Rather the US should be paying Australia rent for the use of HMAS Stirling and other Australian bases.
The UK element of AUKUS is in even worse shape. And we are paying them, too. Another $A4.6 billion.
Retired UK Rear Admiral Philip Mathais warned last December that the UK’s nuclear submarine fleet was in a “parlous state” with “shockingly low availability” and that the UK’s part in the AUKUS deal would probably fail. The UK and Australia are to join in the production of the AUKUS class of nuclear submarines for delivery in the late 2030s or early 2040s.
Ironically, the only operational UK nuclear-propelled attack submarine, HMS Anson, is on its way to Australia to meet the rotational requirements of AUKUS. The barrel was scraped.
The two reasons for continuing the journey (even from here) are that we have come so far that it would be worse to change course; and that the Virginia-class is the best of its kind by far.
Yes, Australia has vulnerable supply chains through the South China Sea and the Strait of Hormuz, but so do scores of other nations which are not opting for nuclear submarines.
As for China, most of the vessels going through the South China Sea are either carrying goods that China wants to sell or carrying goods it wants to buy.
As for a Chinese attack or blockade on Australia, China is having trouble doing that against Taiwan, just 130km from the mainland. Australia is several thousand kilometres away.
Yes, national security matters demand a degree of secrecy. But in Australia’s case it is coming at a cost. The cost is fewer people making all the policy and procurement decisions without the benefit of a diversity of views. It is a recurrent theme in military history.

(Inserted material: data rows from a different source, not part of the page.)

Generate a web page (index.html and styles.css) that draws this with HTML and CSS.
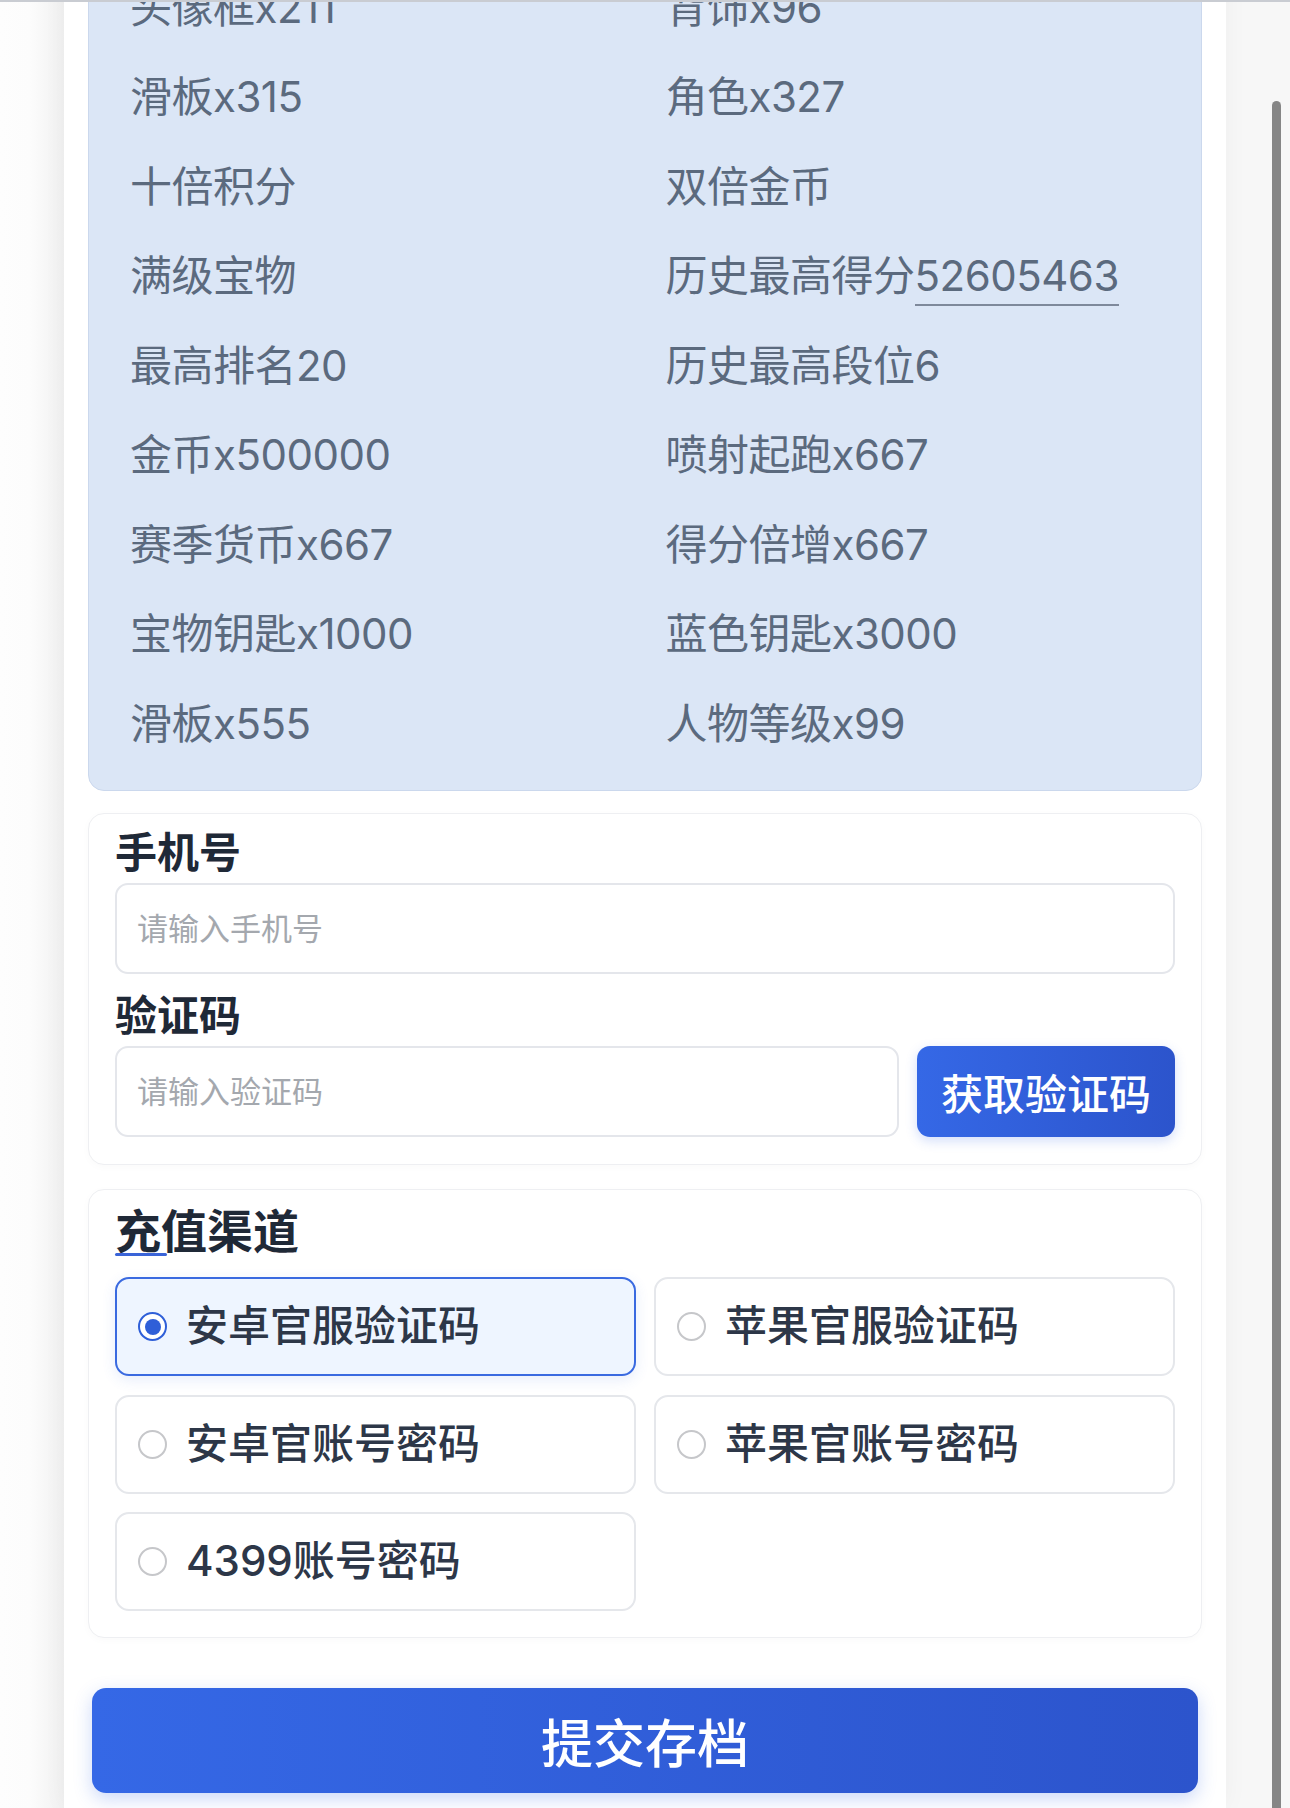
FILE: index.html
```html
<!DOCTYPE html>
<html lang="zh-CN">
<head>
<meta charset="utf-8">
<title>提交存档</title>
<link rel="stylesheet" href="styles.css">
</head>
<body>
<div class="topline"></div>
<div class="scroll-thumb"></div>
<main class="panel">
  <section class="rewards">
    <div class="reward-grid">
      <div class="item">头像框x211</div>
      <div class="item">背饰x96</div>
      <div class="item">滑板x315</div>
      <div class="item">角色x327</div>
      <div class="item">十倍积分</div>
      <div class="item">双倍金币</div>
      <div class="item">满级宝物</div>
      <div class="item">历史最高得分<span class="num">52605463</span></div>
      <div class="item">最高排名20</div>
      <div class="item">历史最高段位6</div>
      <div class="item">金币x500000</div>
      <div class="item">喷射起跑x667</div>
      <div class="item">赛季货币x667</div>
      <div class="item">得分倍增x667</div>
      <div class="item">宝物钥匙x1000</div>
      <div class="item">蓝色钥匙x3000</div>
      <div class="item">滑板x555</div>
      <div class="item">人物等级x99</div>
    </div>
  </section>

  <section class="card form-card">
    <div class="field">
      <div class="label">手机号</div>
      <input class="input" type="text" placeholder="请输入手机号">
    </div>
    <div class="field field-next">
      <div class="label">验证码</div>
      <div class="code-row">
        <input class="input" type="text" placeholder="请输入验证码">
        <button class="code-btn" type="button">获取验证码</button>
      </div>
    </div>
  </section>

  <section class="card channel-card">
    <h2 class="section-title">充值渠道</h2>
    <div class="options">
      <div class="option selected"><span class="radio"></span><span class="opt-text">安卓官服验证码</span></div>
      <div class="option"><span class="radio"></span><span class="opt-text">苹果官服验证码</span></div>
      <div class="option"><span class="radio"></span><span class="opt-text">安卓官账号密码</span></div>
      <div class="option"><span class="radio"></span><span class="opt-text">苹果官账号密码</span></div>
      <div class="option"><span class="radio"></span><span class="opt-text">4399账号密码</span></div>
    </div>
  </section>

  <button class="submit" type="button">提交存档</button>
</main>
</body>
</html>
```

FILE: styles.css
```css
* {
  box-sizing: border-box;
}

html {
  overflow: hidden;
}

html,
body {
  margin: 0;
  padding: 0;
}

body {
  font-family: "Inter", "Noto Sans CJK SC", sans-serif;
  background: linear-gradient(to right, #fdfdfd 0, #fcfcfc 30px, #f1f1f1 64px, #f7f7f7 64px, #f7f7f7 100%);
  min-height: 1808px;
}

.topline {
  position: fixed;
  top: 0;
  left: 0;
  right: 0;
  height: 2px;
  background: #c9ccd2;
  z-index: 10;
}

.scroll-thumb {
  position: fixed;
  top: 101px;
  right: 9px;
  width: 9px;
  height: 1760px;
  border-radius: 5px;
  background: #868686;
  z-index: 10;
}

.panel {
  width: 1162px;
  margin: -60.5px 0 0 64px;
  padding: 0 24px 15px;
  background: #ffffff;
  box-shadow: 0 0 24px rgba(0, 0, 0, 0.04);
  display: flex;
  flex-direction: column;
}

/* rewards card */
.rewards {
  background: #dbe6f6;
  border: 1px solid #cbd8ed;
  border-radius: 16px;
  padding: 22px 44px 22px 41px;
}

.reward-grid {
  display: grid;
  grid-template-columns: 1fr 1fr;
  column-gap: 44px;
}

.item {
  font-size: 42px;
  line-height: 89.5px;
  letter-spacing: -0.5px;
  color: #5b6a7e;
  white-space: nowrap;
}

.num {
  border-bottom: 2px solid #7e899b;
  padding-bottom: 3px;
}

/* generic white card */
.card {
  background: #ffffff;
  border: 1px solid #eeeff2;
  border-radius: 16px;
  box-shadow: 0 2px 8px rgba(0, 0, 0, 0.025);
}

.form-card {
  margin-top: 22px;
  padding: 14px 26px 27px;
}

.field-next {
  margin-top: 17px;
}

.label {
  font-size: 42px;
  line-height: 50px;
  font-weight: 700;
  color: #1f2937;
  margin-bottom: 5px;
}

.input {
  display: block;
  width: 100%;
  height: 91px;
  padding: 0 20px;
  border: 2px solid #e4e6eb;
  border-radius: 13px;
  background: #ffffff;
  font-family: "Inter", "Noto Sans CJK SC", sans-serif;
  font-size: 31px;
  color: #1f2937;
  outline: none;
}

.input::placeholder {
  color: #a4a8ae;
}

.code-row {
  display: flex;
  gap: 18px;
}

.code-row .input {
  flex: 1;
  width: auto;
}

.code-btn {
  flex: 0 0 258px;
  height: 91px;
  border: none;
  border-radius: 13px;
  background: linear-gradient(to right, #3568e6, #2c54cc);
  color: #ffffff;
  font-family: "Inter", "Noto Sans CJK SC", sans-serif;
  font-size: 42px;
  font-weight: 500;
  box-shadow: 0 4px 12px rgba(53, 104, 230, 0.22);
  padding: 0;
}

/* channel card */
.channel-card {
  margin-top: 24px;
  padding: 14px 26px 26px;
}

.section-title {
  position: relative;
  margin: 0;
  font-size: 46px;
  line-height: 54px;
  font-weight: 700;
  color: #1f2937;
  align-self: flex-start;
}

.section-title::after {
  content: "";
  position: absolute;
  left: 0;
  bottom: 2px;
  width: 52px;
  height: 3px;
  border-radius: 2px;
  background: #3a64d8;
}

.options {
  margin-top: 19px;
  display: grid;
  grid-template-columns: 1fr 1fr;
  column-gap: 18px;
  row-gap: 18.5px;
}

.option {
  height: 99px;
  display: flex;
  align-items: center;
  gap: 19px;
  padding-left: 21px;
  border: 2px solid #e5e7eb;
  border-radius: 14px;
  background: #ffffff;
}

.option.selected {
  border-color: #3a6ae0;
  background: #eef5ff;
  box-shadow: 0 4px 14px rgba(58, 106, 224, 0.12);
}

.radio {
  flex: 0 0 29px;
  width: 29px;
  height: 29px;
  border-radius: 50%;
  border: 2px solid #c6c7ca;
  background: #ffffff;
  display: flex;
  align-items: center;
  justify-content: center;
}

.option.selected .radio {
  border: 2.5px solid #2f5fd8;
}

.option.selected .radio::after {
  content: "";
  width: 16px;
  height: 16px;
  border-radius: 50%;
  background: #2f5fd8;
}

.opt-text {
  font-size: 42px;
  line-height: 1.2;
  font-weight: 500;
  color: #2d3748;
  white-space: nowrap;
}

/* submit */
.submit {
  margin: 50px 4px 0;
  height: 105px;
  border: none;
  border-radius: 14px;
  background: linear-gradient(to right, #3568e6, #2c54cc);
  color: #ffffff;
  font-family: "Inter", "Noto Sans CJK SC", sans-serif;
  font-size: 52px;
  font-weight: 500;
  box-shadow: 0 6px 18px rgba(53, 104, 230, 0.25);
  padding: 0;
}
```
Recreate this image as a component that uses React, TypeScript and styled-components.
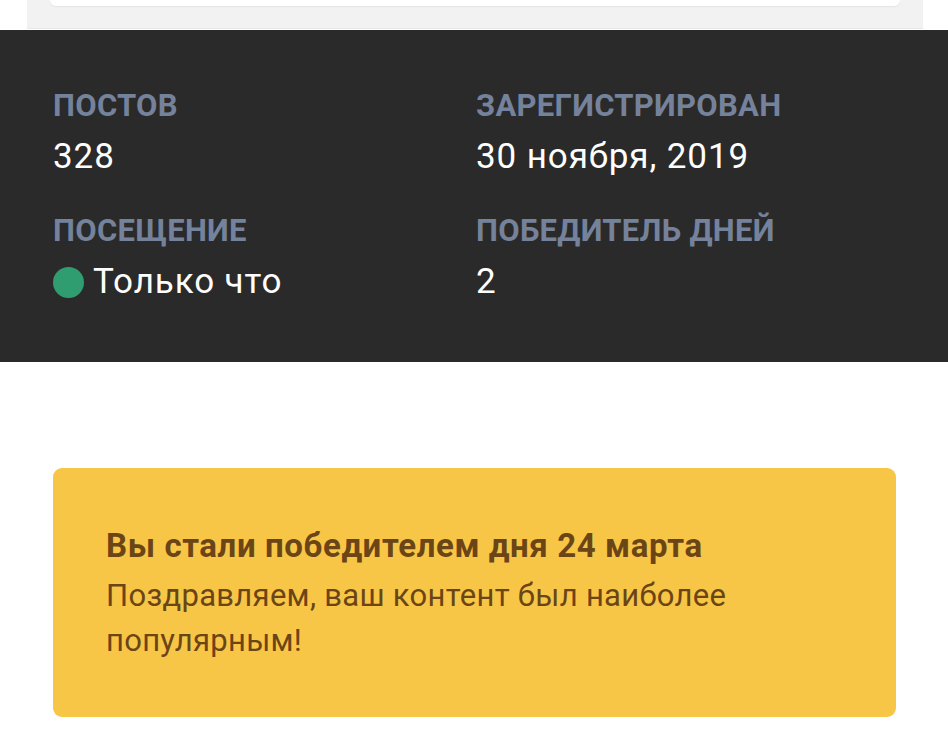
import styled, { createGlobalStyle } from 'styled-components';

const GlobalStyle = createGlobalStyle`
    html, body {
        margin: 0;
        padding: 0;
        background: #ffffff;
        font-family: Roboto, "Noto Sans", "Liberation Sans", sans-serif;
    }
`;

type Stat = { label: string; value: string; online?: boolean };

const stats: Stat[] = [
    { label: 'Постов', value: '328' },
    { label: 'Зарегистрирован', value: '30 ноября, 2019' },
    { label: 'Посещение', value: 'Только что', online: true },
    { label: 'Победитель дней', value: '2' },
];

const App = () => {
    return (
        <Page>
            <GlobalStyle />
            <TopPanel>
                <TopCard />
            </TopPanel>
            <StatsBar>
                {stats.map((item) => (
                    <StatCell key={item.label}>
                        <StatLabel>{item.label}</StatLabel>
                        <StatValue>
                            {item.online && <OnlineDot />}
                            {item.value}
                        </StatValue>
                    </StatCell>
                ))}
            </StatsBar>
            <Content>
                <Notice>
                    <NoticeTitle>Вы стали победителем дня 24 марта</NoticeTitle>
                    <NoticeText>Поздравляем, ваш контент был наиболее популярным!</NoticeText>
                </Notice>
            </Content>
        </Page>
    );
};

export default App;

const Page = styled.div`
    width: 948px;
    min-height: 750px;
    background: #ffffff;
`;

const TopPanel = styled.div`
    margin: 0 25px 0 27px;
    height: 28px;
    background: #f2f2f2;
    border-bottom: 1px solid #e8e8e8;
    display: flex;
    justify-content: center;
    padding: 0 23px;
`;

const TopCard = styled.div`
    flex: 1;
    height: 6px;
    background: #ffffff;
    border-radius: 0 0 7px 7px;
    box-shadow: 0 1px 2px rgba(0, 0, 0, 0.06);
`;

const StatsBar = styled.section`
    margin-top: 1px;
    background: #2a2a2a;
    display: grid;
    grid-template-columns: 423px 1fr;
    row-gap: 32px;
    padding: 56px 53px 58px;
`;

const StatCell = styled.div`
    display: flex;
    flex-direction: column;
    gap: 9px;
`;

const StatLabel = styled.div`
    font-size: 31px;
    line-height: 40px;
    font-weight: 700;
    letter-spacing: 0.3px;
    text-transform: uppercase;
    color: #75829b;
`;

const StatValue = styled.div`
    display: flex;
    align-items: center;
    font-size: 35px;
    line-height: 44px;
    font-weight: 400;
    letter-spacing: 0.9px;
    color: #ffffff;
`;

const OnlineDot = styled.span`
    width: 31px;
    height: 31px;
    border-radius: 50%;
    background: #2f9d6f;
    margin-right: 9px;
    flex-shrink: 0;
`;

const Content = styled.div`
    padding: 106px 52px 34px 53px;
`;

const Notice = styled.div`
    background: #f8c646;
    border-radius: 9px;
    padding: 56px 53px 54px;
    color: #6b4516;
`;

const NoticeTitle = styled.div`
    font-size: 33px;
    line-height: 44px;
    font-weight: 700;
    letter-spacing: 0.6px;
    margin-bottom: 5px;
`;

const NoticeText = styled.div`
    font-size: 31px;
    line-height: 45px;
    font-weight: 400;
    letter-spacing: 0.3px;
`;
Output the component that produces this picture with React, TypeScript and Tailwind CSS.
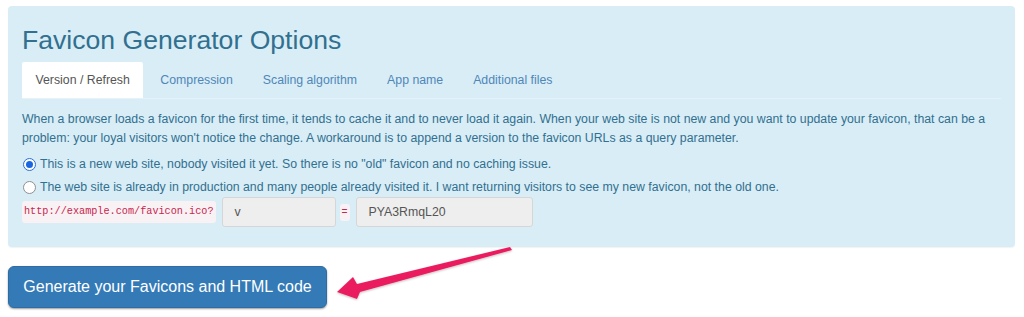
import React from "react";

export default function App() {
  const tabs = ["Version / Refresh", "Compression", "Scaling algorithm", "App name", "Additional files"];
  return (
    <div
      className="relative w-[1024px] h-[317px] bg-white overflow-hidden"
      style={{ fontFamily: '"Liberation Sans", Arial, sans-serif' }}
    >
      <div className="pt-[6px] px-[8px]">
        <div className="w-[1007px] bg-[#d9edf7] rounded-[4px] text-[#31708f] pl-[14px] pr-[14px] pt-[18px] pb-[20px] shadow-[0_1px_1px_rgba(0,0,0,0.05)]">
          <h2 className="text-[26.6px] leading-[32px] font-normal text-[#31708f]">Favicon Generator Options</h2>
          <div className="mt-[6px] flex border-b border-[#e6f2f9]">
            {tabs.map((t, i) => (
              <div
                key={t}
                className={
                  i === 0
                    ? "h-[36px] px-[13.5px] mr-[2px] bg-white rounded-t-[2px] text-[#555] text-[12.3px] leading-[36px]"
                    : "h-[36px] px-[15px] text-[#4f87b7] text-[12.3px] leading-[36px]"
                }
              >
                {t}
              </div>
            ))}
          </div>
          <p className="mt-[11px] text-[12.3px] leading-[19px]">
            When a browser loads a favicon for the first time, it tends to cache it and to never load it again. When your web site is not new and you want to update your favicon, that can be a problem: your loyal visitors won't notice the change. A workaround is to append a version to the favicon URLs as a query parameter.
          </p>
          <div className="mt-[6px] flex items-center h-[20px] text-[12.3px]">
            <span className="w-[13px] h-[13px] rounded-full border border-[#2b6fd6] bg-white flex items-center justify-center mr-[4px] ml-[1px]">
              <span className="w-[7px] h-[7px] rounded-full bg-[#1a66e0]" />
            </span>
            <span>This is a new web site, nobody visited it yet. So there is no "old" favicon and no caching issue.</span>
          </div>
          <div className="mt-[3px] flex items-center h-[20px] text-[12.3px]">
            <span className="w-[13px] h-[13px] rounded-full border border-[#8f8f8f] bg-white mr-[4px] ml-[1px]" />
            <span>The web site is already in production and many people already visited it. I want returning visitors to see my new favicon, not the old one.</span>
          </div>
          <div className="mt-[0px] flex items-center h-[30px]">
            <code
              className="bg-[#f9f2f4] text-[#c7254e] text-[10.2px] px-[2px] py-[3px] rounded-[3px]"
              style={{ fontFamily: '"Liberation Mono", "Courier New", monospace' }}
            >
              http://example.com/favicon.ico?
            </code>
            <div className="ml-[6px] w-[114px] h-[30px] bg-[#eeeeee] border border-[#d6d6d6] rounded-[3px] text-[12.3px] text-[#555] pl-[12px] leading-[28px]">
              v
            </div>
            <code
              className="ml-[4px] bg-[#f9f2f4] text-[#c7254e] text-[10px] px-[2px] py-[1px] rounded-[3px]"
              style={{ fontFamily: '"Liberation Mono", "Courier New", monospace' }}
            >
              =
            </code>
            <div className="ml-[6px] w-[177px] h-[30px] bg-[#eeeeee] border border-[#d6d6d6] rounded-[3px] text-[12.3px] text-[#555] pl-[12px] leading-[28px]">
              PYA3RmqL20
            </div>
          </div>
        </div>
        <div className="mt-[19px]">
          <button className="h-[42px] w-[319px] bg-[#337ab7] border border-[#2e6da4] rounded-[6px] text-white text-[16px] leading-[20px] shadow-[0_1px_2px_rgba(0,0,0,0.4)]">
            Generate your Favicons and HTML code
          </button>
        </div>
      </div>
      <svg className="absolute left-0 top-0 pointer-events-none" width="1024" height="317" viewBox="0 0 1024 317">
        <defs>
          <filter id="sh" x="-10%" y="-50%" width="120%" height="200%">
            <feDropShadow dx="0" dy="1" stdDeviation="1" floodColor="#000" floodOpacity="0.25" />
          </filter>
        </defs>
        <polygon
          points="337,292 353,277 357,284 510,247 512,250 360,292 357,299"
          fill="#ea1d5e"
          filter="url(#sh)"
        />
      </svg>
    </div>
  );
}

AUKUS was a narrow argument about whether we have a diesel or nuclear or French or US submarine. And then Prime Minister Scott Morrison pulled AUKUS like a rabbit out of a hat. And Labor was wedged to go along with it.
A wider argument about whether we needed submarines at all was not considered. Neither was the more pertinent questions of meeting more fundamental national-security matters like our total dependence on foreign oil; tackling the ravages of climate change; and making our industrial base more resilient, self-sufficient, and versatile.
Alas, it is going to be very costly starting from here.